### Required task:
Find the word "styles" in the material below and gather every line that contains it.

— start Data extract —

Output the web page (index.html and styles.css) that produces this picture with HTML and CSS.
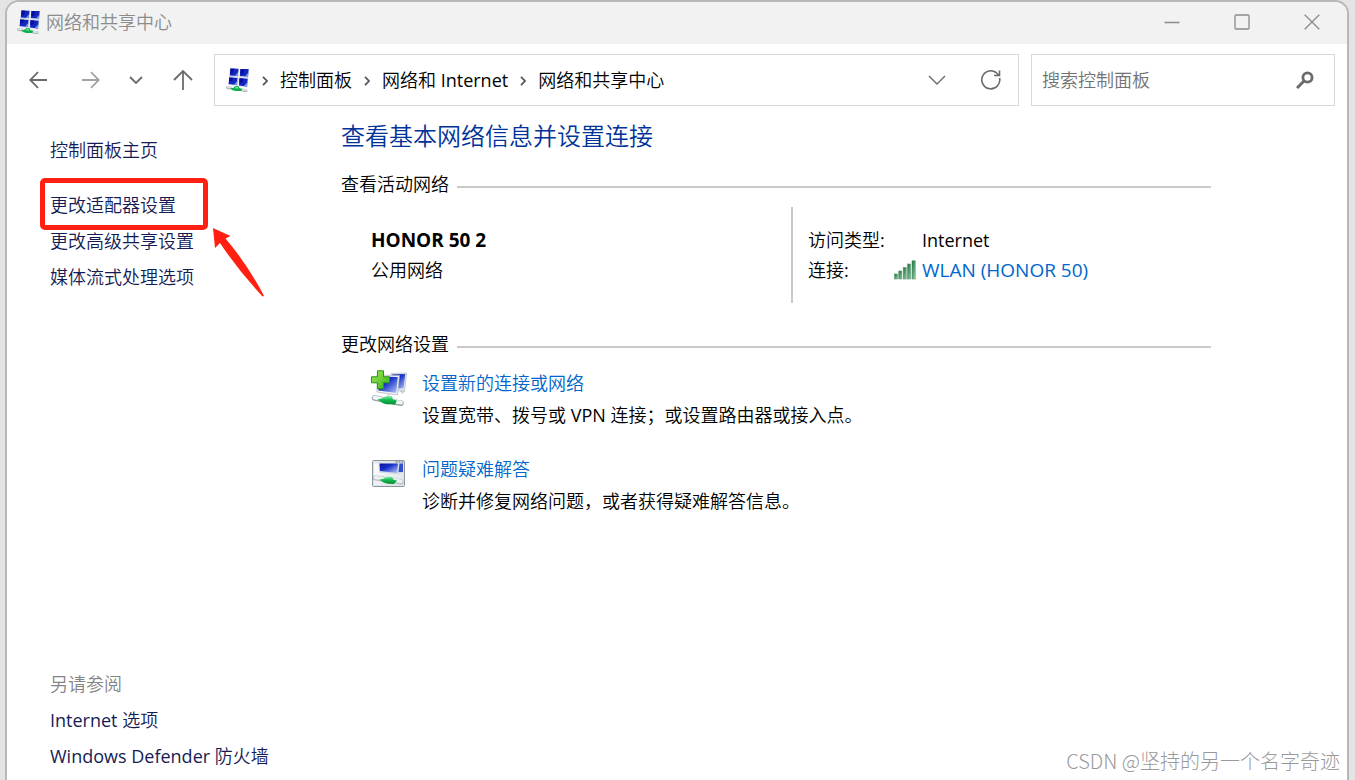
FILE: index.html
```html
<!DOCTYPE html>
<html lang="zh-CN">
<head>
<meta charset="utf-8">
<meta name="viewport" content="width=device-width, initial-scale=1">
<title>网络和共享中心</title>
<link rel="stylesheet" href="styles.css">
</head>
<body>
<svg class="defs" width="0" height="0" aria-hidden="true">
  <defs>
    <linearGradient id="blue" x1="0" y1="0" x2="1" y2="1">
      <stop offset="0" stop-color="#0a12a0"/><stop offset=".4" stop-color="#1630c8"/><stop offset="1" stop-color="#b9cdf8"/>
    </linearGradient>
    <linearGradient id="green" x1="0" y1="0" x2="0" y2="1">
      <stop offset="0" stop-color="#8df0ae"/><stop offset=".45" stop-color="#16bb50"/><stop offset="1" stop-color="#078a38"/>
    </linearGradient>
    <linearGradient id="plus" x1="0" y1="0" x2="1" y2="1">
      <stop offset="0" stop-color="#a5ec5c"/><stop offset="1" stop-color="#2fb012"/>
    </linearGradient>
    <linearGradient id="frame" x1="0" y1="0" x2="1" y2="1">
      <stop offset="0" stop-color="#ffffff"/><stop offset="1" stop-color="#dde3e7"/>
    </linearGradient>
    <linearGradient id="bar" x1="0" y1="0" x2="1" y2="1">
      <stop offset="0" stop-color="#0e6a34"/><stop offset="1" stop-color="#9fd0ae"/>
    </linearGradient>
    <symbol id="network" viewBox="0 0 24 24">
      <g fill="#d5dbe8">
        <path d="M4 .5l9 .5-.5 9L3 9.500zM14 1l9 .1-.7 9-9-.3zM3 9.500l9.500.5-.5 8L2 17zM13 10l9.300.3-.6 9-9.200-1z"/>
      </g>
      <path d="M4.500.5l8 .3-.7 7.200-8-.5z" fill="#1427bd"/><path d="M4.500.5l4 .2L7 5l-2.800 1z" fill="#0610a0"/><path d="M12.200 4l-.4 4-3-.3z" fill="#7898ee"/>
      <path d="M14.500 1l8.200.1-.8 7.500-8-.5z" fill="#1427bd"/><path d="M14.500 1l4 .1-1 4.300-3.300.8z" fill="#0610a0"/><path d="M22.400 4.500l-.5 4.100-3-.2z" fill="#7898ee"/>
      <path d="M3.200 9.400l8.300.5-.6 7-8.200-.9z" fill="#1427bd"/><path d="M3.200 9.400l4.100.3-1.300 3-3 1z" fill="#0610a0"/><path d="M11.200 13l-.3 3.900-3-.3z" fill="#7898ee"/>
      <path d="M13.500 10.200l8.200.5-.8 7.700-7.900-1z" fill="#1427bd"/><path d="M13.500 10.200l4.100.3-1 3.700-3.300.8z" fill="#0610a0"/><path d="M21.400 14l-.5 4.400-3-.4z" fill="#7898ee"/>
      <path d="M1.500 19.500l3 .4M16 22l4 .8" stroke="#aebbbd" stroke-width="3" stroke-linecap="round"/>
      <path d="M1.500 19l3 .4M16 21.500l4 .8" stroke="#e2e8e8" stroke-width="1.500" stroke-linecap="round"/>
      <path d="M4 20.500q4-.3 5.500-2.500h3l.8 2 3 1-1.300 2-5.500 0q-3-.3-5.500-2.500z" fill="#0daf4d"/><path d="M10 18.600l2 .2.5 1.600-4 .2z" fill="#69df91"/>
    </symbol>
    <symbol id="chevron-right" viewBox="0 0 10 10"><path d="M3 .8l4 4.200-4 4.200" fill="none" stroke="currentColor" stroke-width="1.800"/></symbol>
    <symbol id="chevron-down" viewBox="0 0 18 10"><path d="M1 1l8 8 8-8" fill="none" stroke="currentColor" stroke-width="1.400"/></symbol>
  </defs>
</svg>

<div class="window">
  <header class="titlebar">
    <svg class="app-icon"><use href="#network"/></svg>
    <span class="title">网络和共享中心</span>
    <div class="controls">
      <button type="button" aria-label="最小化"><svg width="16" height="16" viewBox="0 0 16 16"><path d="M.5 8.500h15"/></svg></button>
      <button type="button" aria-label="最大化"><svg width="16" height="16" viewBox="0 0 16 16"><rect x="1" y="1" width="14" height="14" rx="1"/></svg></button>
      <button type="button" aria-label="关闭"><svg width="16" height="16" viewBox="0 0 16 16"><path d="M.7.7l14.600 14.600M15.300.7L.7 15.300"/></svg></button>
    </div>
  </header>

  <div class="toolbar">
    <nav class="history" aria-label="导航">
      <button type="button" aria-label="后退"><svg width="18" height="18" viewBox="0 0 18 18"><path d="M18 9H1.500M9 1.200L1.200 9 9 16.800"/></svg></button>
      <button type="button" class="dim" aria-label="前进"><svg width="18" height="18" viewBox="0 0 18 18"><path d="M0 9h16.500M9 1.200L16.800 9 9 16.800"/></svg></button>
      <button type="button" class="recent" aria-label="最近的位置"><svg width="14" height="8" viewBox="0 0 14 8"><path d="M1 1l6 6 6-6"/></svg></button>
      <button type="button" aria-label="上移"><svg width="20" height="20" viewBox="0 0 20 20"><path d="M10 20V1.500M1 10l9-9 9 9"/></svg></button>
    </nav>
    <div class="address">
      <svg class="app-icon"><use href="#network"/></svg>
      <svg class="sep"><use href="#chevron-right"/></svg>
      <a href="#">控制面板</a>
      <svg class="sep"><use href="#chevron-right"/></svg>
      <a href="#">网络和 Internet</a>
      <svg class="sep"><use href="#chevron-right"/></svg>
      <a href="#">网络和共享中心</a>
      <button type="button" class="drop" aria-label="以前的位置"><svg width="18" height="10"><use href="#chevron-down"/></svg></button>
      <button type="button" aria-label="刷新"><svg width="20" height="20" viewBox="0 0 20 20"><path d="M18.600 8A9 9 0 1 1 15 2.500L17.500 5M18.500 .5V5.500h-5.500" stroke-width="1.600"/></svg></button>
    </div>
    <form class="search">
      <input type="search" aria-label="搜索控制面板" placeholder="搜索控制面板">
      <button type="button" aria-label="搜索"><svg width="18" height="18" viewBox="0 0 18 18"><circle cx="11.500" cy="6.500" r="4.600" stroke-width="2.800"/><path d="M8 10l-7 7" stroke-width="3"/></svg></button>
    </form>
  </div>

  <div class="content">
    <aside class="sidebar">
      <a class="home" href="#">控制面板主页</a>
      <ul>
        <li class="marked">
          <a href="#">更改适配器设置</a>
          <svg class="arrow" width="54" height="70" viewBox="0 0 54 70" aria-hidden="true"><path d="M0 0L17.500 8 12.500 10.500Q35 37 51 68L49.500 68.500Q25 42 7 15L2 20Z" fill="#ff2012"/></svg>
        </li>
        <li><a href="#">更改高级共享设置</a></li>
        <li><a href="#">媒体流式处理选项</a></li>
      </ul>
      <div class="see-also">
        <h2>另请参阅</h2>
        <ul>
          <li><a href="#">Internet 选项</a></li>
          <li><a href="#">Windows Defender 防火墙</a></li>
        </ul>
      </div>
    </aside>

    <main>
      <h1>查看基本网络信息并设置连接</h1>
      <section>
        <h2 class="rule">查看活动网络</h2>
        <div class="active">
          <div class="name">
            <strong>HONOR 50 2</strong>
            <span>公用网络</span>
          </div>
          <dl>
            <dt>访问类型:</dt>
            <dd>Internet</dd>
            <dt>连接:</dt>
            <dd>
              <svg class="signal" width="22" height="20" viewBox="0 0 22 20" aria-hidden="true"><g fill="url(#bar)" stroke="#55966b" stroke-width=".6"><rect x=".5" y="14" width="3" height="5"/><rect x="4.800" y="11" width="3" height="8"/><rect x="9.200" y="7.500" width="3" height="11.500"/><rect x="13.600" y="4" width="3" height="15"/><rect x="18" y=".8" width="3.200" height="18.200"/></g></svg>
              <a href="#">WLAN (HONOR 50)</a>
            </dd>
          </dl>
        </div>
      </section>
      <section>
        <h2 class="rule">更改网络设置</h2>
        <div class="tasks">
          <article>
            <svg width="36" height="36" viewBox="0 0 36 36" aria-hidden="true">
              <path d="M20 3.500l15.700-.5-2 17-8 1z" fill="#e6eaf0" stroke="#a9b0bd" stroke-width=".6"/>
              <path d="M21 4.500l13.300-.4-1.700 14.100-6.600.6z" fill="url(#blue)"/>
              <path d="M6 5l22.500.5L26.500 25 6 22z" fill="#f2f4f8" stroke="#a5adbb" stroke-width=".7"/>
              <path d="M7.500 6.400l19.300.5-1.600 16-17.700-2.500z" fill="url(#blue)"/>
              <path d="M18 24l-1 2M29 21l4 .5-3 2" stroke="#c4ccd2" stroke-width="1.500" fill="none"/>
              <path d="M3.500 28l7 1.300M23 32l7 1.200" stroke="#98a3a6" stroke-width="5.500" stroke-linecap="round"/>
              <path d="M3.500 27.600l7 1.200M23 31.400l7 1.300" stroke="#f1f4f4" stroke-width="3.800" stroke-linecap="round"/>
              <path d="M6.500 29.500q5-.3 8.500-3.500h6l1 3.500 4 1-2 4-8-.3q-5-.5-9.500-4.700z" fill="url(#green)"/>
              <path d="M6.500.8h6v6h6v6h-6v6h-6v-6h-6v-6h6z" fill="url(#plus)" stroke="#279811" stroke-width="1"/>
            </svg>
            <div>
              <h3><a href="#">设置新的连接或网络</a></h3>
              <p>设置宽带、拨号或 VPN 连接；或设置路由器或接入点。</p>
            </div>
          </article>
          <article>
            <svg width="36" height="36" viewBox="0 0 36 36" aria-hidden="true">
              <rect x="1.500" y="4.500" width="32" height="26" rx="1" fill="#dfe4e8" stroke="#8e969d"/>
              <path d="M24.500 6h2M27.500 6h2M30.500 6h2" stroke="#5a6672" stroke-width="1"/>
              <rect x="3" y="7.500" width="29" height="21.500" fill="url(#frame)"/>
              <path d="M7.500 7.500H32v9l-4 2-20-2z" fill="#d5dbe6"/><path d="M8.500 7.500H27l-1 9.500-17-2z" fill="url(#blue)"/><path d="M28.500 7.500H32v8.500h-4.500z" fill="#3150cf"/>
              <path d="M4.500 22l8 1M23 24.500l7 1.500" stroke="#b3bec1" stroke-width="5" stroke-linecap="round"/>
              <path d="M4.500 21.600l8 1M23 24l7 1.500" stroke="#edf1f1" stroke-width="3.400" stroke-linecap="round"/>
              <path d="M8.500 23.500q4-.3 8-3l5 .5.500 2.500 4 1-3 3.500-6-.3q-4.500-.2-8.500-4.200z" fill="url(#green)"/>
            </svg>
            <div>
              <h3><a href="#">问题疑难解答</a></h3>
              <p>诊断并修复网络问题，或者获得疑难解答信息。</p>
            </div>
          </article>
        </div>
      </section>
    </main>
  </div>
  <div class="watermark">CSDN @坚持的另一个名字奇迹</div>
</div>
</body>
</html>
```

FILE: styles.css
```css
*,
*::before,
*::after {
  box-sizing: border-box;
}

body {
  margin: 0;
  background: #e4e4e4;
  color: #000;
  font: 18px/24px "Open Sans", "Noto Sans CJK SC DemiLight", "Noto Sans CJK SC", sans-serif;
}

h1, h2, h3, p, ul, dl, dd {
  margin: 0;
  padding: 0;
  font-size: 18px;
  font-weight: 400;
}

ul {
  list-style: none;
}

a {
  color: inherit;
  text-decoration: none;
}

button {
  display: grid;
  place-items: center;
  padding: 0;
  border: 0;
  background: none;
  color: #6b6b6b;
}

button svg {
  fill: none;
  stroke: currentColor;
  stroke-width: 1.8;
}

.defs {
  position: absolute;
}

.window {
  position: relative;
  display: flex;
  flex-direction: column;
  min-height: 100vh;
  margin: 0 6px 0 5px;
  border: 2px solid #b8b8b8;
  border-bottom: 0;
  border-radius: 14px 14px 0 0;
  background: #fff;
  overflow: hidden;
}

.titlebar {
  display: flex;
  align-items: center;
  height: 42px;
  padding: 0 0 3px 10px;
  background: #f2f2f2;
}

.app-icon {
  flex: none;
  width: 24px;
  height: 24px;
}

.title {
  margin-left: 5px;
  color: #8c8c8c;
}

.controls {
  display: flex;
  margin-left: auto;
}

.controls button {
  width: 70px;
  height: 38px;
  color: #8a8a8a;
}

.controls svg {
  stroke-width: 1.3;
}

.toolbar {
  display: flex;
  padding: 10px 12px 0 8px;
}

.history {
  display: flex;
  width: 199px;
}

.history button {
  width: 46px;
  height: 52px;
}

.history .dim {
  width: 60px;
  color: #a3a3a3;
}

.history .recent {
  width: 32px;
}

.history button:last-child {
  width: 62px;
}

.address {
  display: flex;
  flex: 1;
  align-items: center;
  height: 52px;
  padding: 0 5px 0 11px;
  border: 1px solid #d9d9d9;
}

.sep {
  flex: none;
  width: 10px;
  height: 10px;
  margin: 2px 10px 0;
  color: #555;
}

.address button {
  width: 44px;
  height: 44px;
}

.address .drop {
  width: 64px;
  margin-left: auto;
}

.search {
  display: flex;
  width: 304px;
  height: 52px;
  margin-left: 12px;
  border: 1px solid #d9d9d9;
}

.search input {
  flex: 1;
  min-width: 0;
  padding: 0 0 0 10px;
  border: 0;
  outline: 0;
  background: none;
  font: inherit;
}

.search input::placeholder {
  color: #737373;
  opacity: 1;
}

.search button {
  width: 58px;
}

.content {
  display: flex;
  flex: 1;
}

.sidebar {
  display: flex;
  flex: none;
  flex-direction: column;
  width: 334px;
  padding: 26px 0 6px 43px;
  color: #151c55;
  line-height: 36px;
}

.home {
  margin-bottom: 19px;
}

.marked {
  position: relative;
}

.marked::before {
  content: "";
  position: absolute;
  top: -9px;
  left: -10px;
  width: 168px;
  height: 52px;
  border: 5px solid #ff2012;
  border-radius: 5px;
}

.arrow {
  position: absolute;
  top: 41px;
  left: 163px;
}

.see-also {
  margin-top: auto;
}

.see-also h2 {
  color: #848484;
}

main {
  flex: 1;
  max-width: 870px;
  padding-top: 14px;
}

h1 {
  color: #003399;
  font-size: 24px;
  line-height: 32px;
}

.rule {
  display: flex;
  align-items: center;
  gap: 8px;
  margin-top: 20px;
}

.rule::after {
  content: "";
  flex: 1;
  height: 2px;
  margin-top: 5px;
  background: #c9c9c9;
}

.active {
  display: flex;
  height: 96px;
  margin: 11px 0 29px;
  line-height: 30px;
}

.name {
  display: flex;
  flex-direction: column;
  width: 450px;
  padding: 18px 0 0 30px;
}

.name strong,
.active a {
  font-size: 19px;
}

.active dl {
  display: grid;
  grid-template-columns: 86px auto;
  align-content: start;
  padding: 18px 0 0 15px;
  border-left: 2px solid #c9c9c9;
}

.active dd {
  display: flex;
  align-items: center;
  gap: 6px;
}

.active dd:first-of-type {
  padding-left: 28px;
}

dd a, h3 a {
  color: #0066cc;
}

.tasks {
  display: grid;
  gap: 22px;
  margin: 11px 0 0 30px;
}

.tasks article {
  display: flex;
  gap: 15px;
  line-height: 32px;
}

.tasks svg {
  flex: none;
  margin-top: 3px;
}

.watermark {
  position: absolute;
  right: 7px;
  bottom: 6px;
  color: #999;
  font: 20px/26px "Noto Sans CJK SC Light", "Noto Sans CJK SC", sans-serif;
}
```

— end Data extract —

### Solution to this problem:
Output the web page (index.html and styles.css) that produces this picture with HTML and CSS.
<link rel="stylesheet" href="styles.css">
FILE: styles.css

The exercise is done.